# **Lab 4: Topic Modeling with Latent Semantic Analysis (LSA)**

In [15]:
# Install the necessary libraries
%pip install nltk scikit-learn pandas

Note: you may need to restart the kernel to use updated packages.



### **Part 1: Loading and Preprocessing the BBC News Dataset**

In this section, we’ll load the dataset, preprocess the text by removing stopwords, tokenizing, and creating a term-document matrix using TF-IDF.


In [16]:
import pandas as pd

# TODO: Load the BBC news dataset
data = pd.read_csv("bbc_news_data.csv")

# Check the first few rows
data.head()

Unnamed: 0,filename,title,content
0,001.txt,Gallery unveils interactive tree,A Christmas tree that can receive text messag...
1,002.txt,Jarre joins fairytale celebration,French musician Jean-Michel Jarre is to perfo...
2,003.txt,Musical treatment for Capra film,The classic film It's A Wonderful Life is to ...
3,004.txt,Richard and Judy choose top books,The 10 authors shortlisted for a Richard and ...
4,005.txt,Poppins musical gets flying start,The stage adaptation of children's film Mary ...


In [17]:
from sklearn.feature_extraction.text import TfidfVectorizer
from nltk.corpus import stopwords
import nltk

nltk.download('stopwords')
stop_words = stopwords.words('english')

# A simple function to preprocess text
def preprocess_text(text):
    return ' '.join([word.lower() for word in text.split() if word.lower() not in stop_words])

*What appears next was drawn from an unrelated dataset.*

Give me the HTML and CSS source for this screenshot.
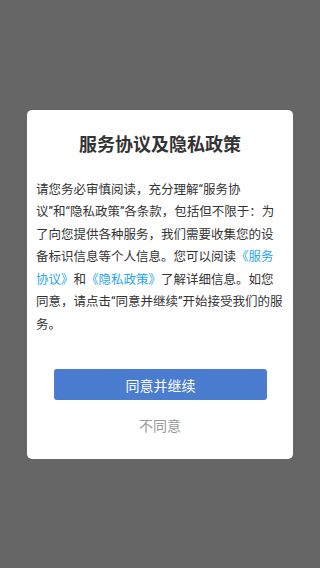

# TODO: Apply the preprocessing function to the 'content' column
data['processed_content'] = data['content'].apply(preprocess_text)

# Create a TF-IDF vectorizer
vectorizer = TfidfVectorizer(max_df=0.05, max_features=1000, ngram_range=(1, 2))

# TODO: Create the term-document matrix
term_doc_matrix = vectorizer.fit_transform(data['processed_content'])

# Get the terms (feature names) from the vectorizer
terms = vectorizer.get_feature_names_out()

# Display the shape of the term-document matrix
print(f"Term-Document Matrix Shape: {term_doc_matrix.shape}")


[nltk_data] Downloading package stopwords to
[nltk_data]     /Users/jaylee/nltk_data...
[nltk_data]   Package stopwords is already up-to-date!


Term-Document Matrix Shape: (1204, 1000)



### **Part 2: Applying SVD to the Term-Document Matrix**

In this section, we will apply **Singular Value Decomposition (SVD)** to reduce the term-document matrix into its latent structure and identify the topics.


In [23]:
from sklearn.decomposition import TruncatedSVD

# TODO: Define the number of components
num_components = 3

svd_model = TruncatedSVD(n_components=num_components)

# TODO: Fit the SVD model
svd_matrix = svd_model.fit_transform(term_doc_matrix)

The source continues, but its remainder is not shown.